Wow, how true our these words! Would live more insight in the book!
In all these things, even through moving away from all of our friends and our home of 14 years, I am more than a conqueror through Him who LOVES ME! 🙂
Adrienne Maples
Even in the midst of much change: the daughters I homeschooled now gone to college, a cross-country move, financial uncertainty, spousal betrayal, and loss of purpose, I can be an over comer with Christ’s help. Thank you and your ministry for the daily reminder to keep looking up to the One who loves me unconditionally and lavishly! Who will never leave me and has redeemed my life and wants to heal and restore all my broken places.
God has perfect timing! For the last 18 months, I have been fighting for the restoration of my 13 year marriage and family of 3 children, the youngest being 5 months old when my husband left. I have been waging war against Satan but really felt like I was losing. But then I saw your post about this book. This divorce does not make me a bad wife or mom. It doesn’t make me a failure. I’ve made it through this far, with God, I can overcome. Will be getting this book for sure
I have been having this statement come up multiple times the last couple weeks! I AM AN OVERCOMER! I have been fighting four terminal illnesses and I’m only 41 I am tired but do not believe that my mission is complete I love your book a confident heart and I would love this book too!
In all these things, even in financial crisis, loneliness, feelings of hopelessness, I am more than a conqueror through him who loves me.
Oh!

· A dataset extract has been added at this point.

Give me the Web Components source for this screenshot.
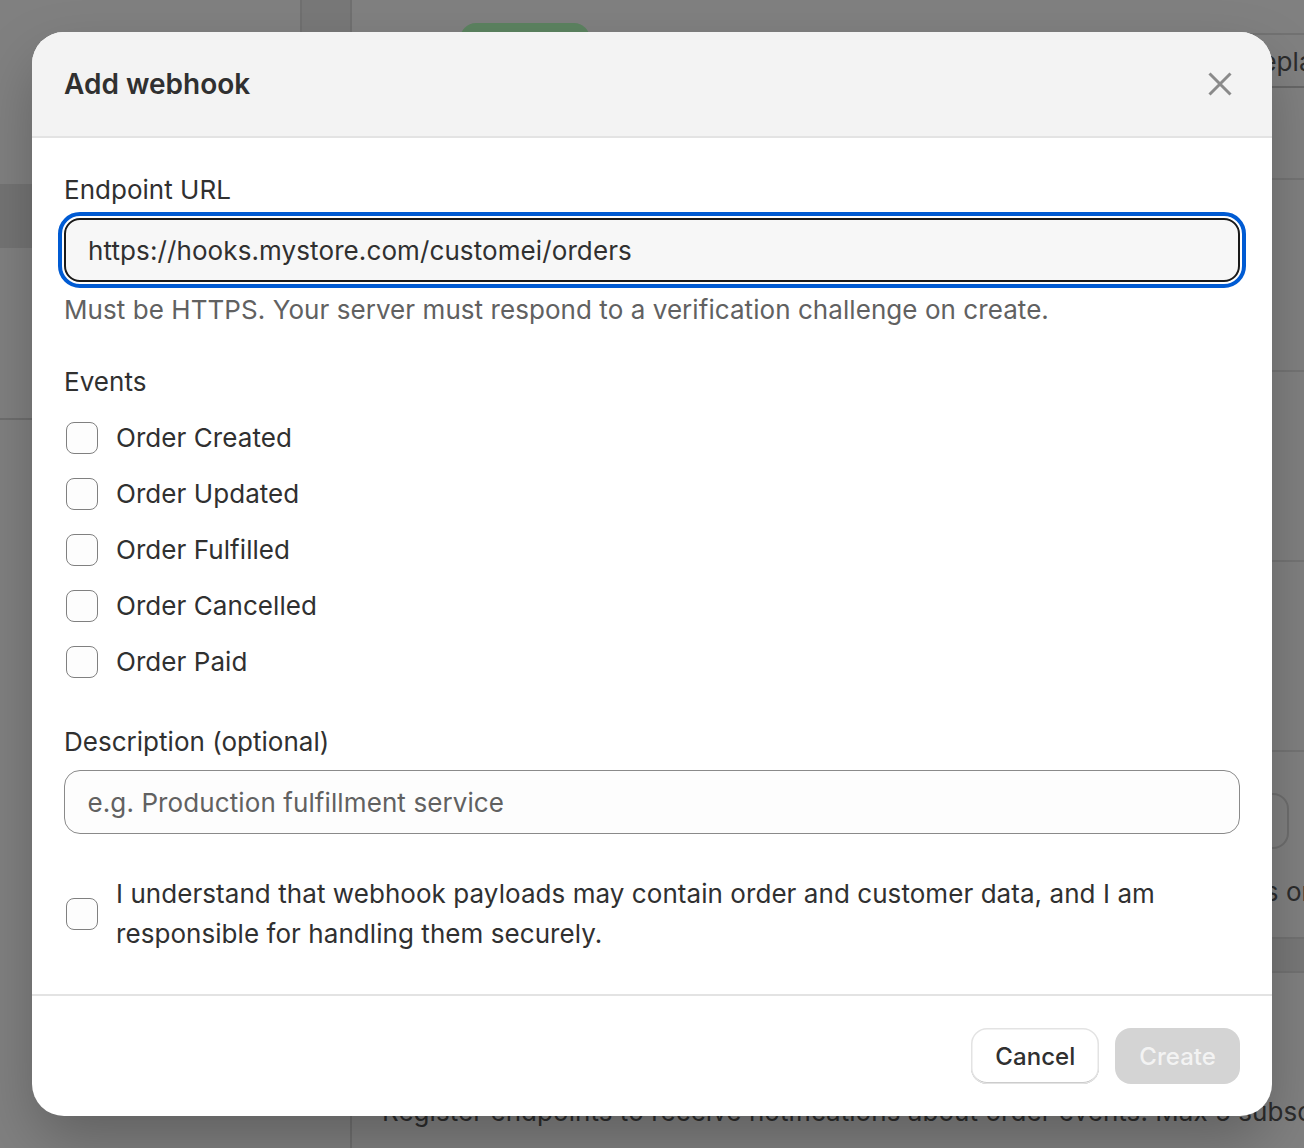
<!DOCTYPE html>
<html><head><meta charset="utf-8"><style>
html,body{margin:0;padding:0;width:1304px;height:1148px;overflow:hidden;background:#808080}
body{font-family:Inter,"Liberation Sans",sans-serif}
</style></head><body>
<app-backdrop>
  <span slot="top">Replace</span>
  <span slot="note">Events on</span>
  <span slot="desc">Register endpoints to receive notifications about order events. Max 5 subscriptions.</span>
</app-backdrop>
<modal-dialog heading="Add webhook">
  <form-field label="Endpoint URL" value="https://hooks.mystore.com/customei/orders" focused hint="Must be HTTPS. Your server must respond to a verification challenge on create."></form-field>
  <check-group label="Events">
    <check-row>Order Created</check-row>
    <check-row>Order Updated</check-row>
    <check-row>Order Fulfilled</check-row>
    <check-row>Order Cancelled</check-row>
    <check-row>Order Paid</check-row>
  </check-group>
  <form-field label="Description (optional)" placeholder="e.g. Production fulfillment service"></form-field>
  <check-row wide>I understand that webhook payloads may contain order and customer data, and I am responsible for handling them securely.</check-row>
  <ui-button slot="footer">Cancel</ui-button>
  <ui-button slot="footer" disabled>Create</ui-button>
</modal-dialog>
<script>
function def(name, html, cb){
  const t=document.createElement('template');t.innerHTML=html;
  customElements.define(name,class extends HTMLElement{
    constructor(){super();this.attachShadow({mode:'open'}).appendChild(t.content.cloneNode(true));}
    connectedCallback(){cb&&cb(this,this.shadowRoot);}
  });
}
def('app-backdrop',`<style>
:host{display:grid;grid-template-columns:352px 1fr;width:1304px;height:1148px;background:#808080;color:#2c2c2c;font:26px/40px Inter,"Liberation Sans",sans-serif;letter-spacing:.05px;position:relative;overflow:hidden}
.side{position:relative;border-right:2px solid #707070;box-sizing:border-box}
.rail{position:absolute;left:300px;top:0;width:50px;height:100px;background:#787878;border-left:2px solid #707070;box-sizing:border-box}
.side .active{width:300px;height:64px;margin-top:184px;background:#747474}
.side .rule{height:2px;margin-top:170px;background:#6e6e6e}
.main{display:flex;flex-direction:column;position:relative}
.badge{width:130px;height:40px;border-radius:16px;background:#5c8360;margin:23px 0 0 108px}
.tab{position:absolute;right:0;left:800px;top:33px;height:55px;border-top:2px solid #727272;border-bottom:2px solid #666;white-space:nowrap;display:flex;align-items:center;box-sizing:border-box;padding-top:3px}
.tab ::slotted(*){margin-left:93px}
.note{position:absolute;left:844px;top:872px;white-space:nowrap}
.desc{position:absolute;left:30px;top:1092px;white-space:nowrap}
.ghost{position:absolute;left:873px;top:793px;width:60px;height:52px;border:2px solid #6e6e6e;border-radius:16px}
.l{position:absolute;left:0;right:0;height:2px;background:#747474}
.band{position:absolute;left:0;right:0;top:937px;height:32px;background:#787878;border-top:2px solid #727272;border-bottom:2px solid #727272}
</style>
<div class="side"><div class="rail"></div><div class="active"></div><div class="rule"></div></div>
<div class="main">
  <div class="badge"></div>
  <div class="tab"><slot name="top"></slot></div>
  <div class="l" style="top:178px"></div>
  <div class="l" style="top:370px"></div>
  <div class="l" style="top:560px"></div>
  <div class="l" style="top:750px"></div>
  <div class="ghost"></div>
  <div class="note"><slot name="note"></slot></div>
  <div class="band"></div>
  <div class="desc"><slot name="desc"></slot></div>
</div>`);
def('modal-dialog',`<style>
:host{position:absolute;left:32px;top:32px;width:1240px;height:1084px;background:#fff;border-radius:32px;overflow:hidden;display:flex;flex-direction:column;color:#303030;font:26px/40px Inter,"Liberation Sans",sans-serif;letter-spacing:.06px;box-sizing:border-box;box-shadow:0 26px 60px -4px rgba(0,0,0,.26)}
header{height:106px;box-sizing:border-box;background:#f3f3f3;border-bottom:2px solid #e3e3e3;display:flex;align-items:center;justify-content:space-between;padding:0 40px 0 32px;flex:none}
h2{margin:0;font-size:28px;line-height:40px;font-weight:640;letter-spacing:0}
svg{display:block}
.body{flex:1;padding:32px 32px 0;display:flex;flex-direction:column;gap:32px}
footer{height:122px;flex:none;border-top:2px solid #e3e3e3;box-sizing:border-box;padding:32px;display:flex;justify-content:flex-end;gap:16px}
</style>
<header><h2 id="h"></h2><svg width="24" height="24" viewBox="0 0 24 24" fill="none" stroke="#8a8a8a" stroke-width="3"><path d="M1.5 1.5 22.5 22.5M22.5 1.5 1.5 22.5"/></svg></header>
<div class="body"><slot></slot></div>
<footer><slot name="footer"></slot></footer>`,(el,s)=>{s.getElementById('h').textContent=el.getAttribute('heading');});
def('form-field',`<style>
:host{display:block}
label{display:block;font-size:26px;line-height:40px;margin-bottom:8px;letter-spacing:.02px}
.box{height:64px;box-sizing:border-box;border:1.5px solid #8a8a8a;border-radius:16px;background:#fdfdfd;padding:1px 22.5px 0;display:flex;align-items:center;font-size:26px;letter-spacing:.1px;color:#616161}
:host([focused]) .box{background:#f7f7f7;border:2px solid #1a1a1a;color:#303030;padding:1px 22px 0;outline:4px solid #005bd3;outline-offset:2px}
.hint{color:#616161;font-size:26px;line-height:40px;margin-top:8px}
</style><label id="l"></label><div class="box" id="b"></div><div class="hint" id="h"></div>`,(el,s)=>{
 s.getElementById('l').textContent=el.getAttribute('label');
 s.getElementById('b').textContent=el.getAttribute('value')||el.getAttribute('placeholder');
 const h=el.getAttribute('hint');const n=s.getElementById('h');if(h)n.textContent=h;else n.remove();
});
def('check-group',`<style>
:host{display:flex;flex-direction:column;gap:16px;padding-bottom:8px}
.t{font-size:26px;line-height:40px}
</style><div class="t" id="t"></div><slot></slot>`,(el,s)=>{s.getElementById('t').textContent=el.getAttribute('label');});
def('check-row',`<style>
:host{display:flex;align-items:center;gap:18px;font-size:26px;line-height:40px;padding-left:2px}
:host([wide]){margin-top:8px}
.c{flex:none;width:32px;height:32px;box-sizing:border-box;border:1.5px solid #808080;border-radius:8px;background:#fdfdfd}
</style><span class="c"></span><span><slot></slot></span>`);
def('ui-button',`<style>
:host{display:flex;align-items:center;justify-content:center;height:56px;box-sizing:border-box;padding:1px 24px 0;border-radius:16px;font-size:24px;font-weight:550;letter-spacing:.05px;background:#fff;color:#303030;box-shadow:inset 0 0 0 1.5px #e3e3e3,inset 0 -2px 0 #b5b5b5}
:host([disabled]){background:#d4d4d4;color:#f3f3f3;box-shadow:none}
</style><slot></slot>`);
</script>
</body></html>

Did I just need to read that today!
I become so tired of my struggles, I am wearing myself out today just being who I am.
In all these things, even in my husband’s unemployment and abandonment by friends, I am more than a conqueror.
even in ___learning of our precious, 21 year old granddaughter’s 2nd unwed & unexpected pregnancy, & her low self-image/mental state right now, through the torrent of tears, I turn her over and my feelings over to my Savior _____________________________, I am more than a conqueror through him who loves me. {I’ll be praying over you by name today!} looking forward to this book.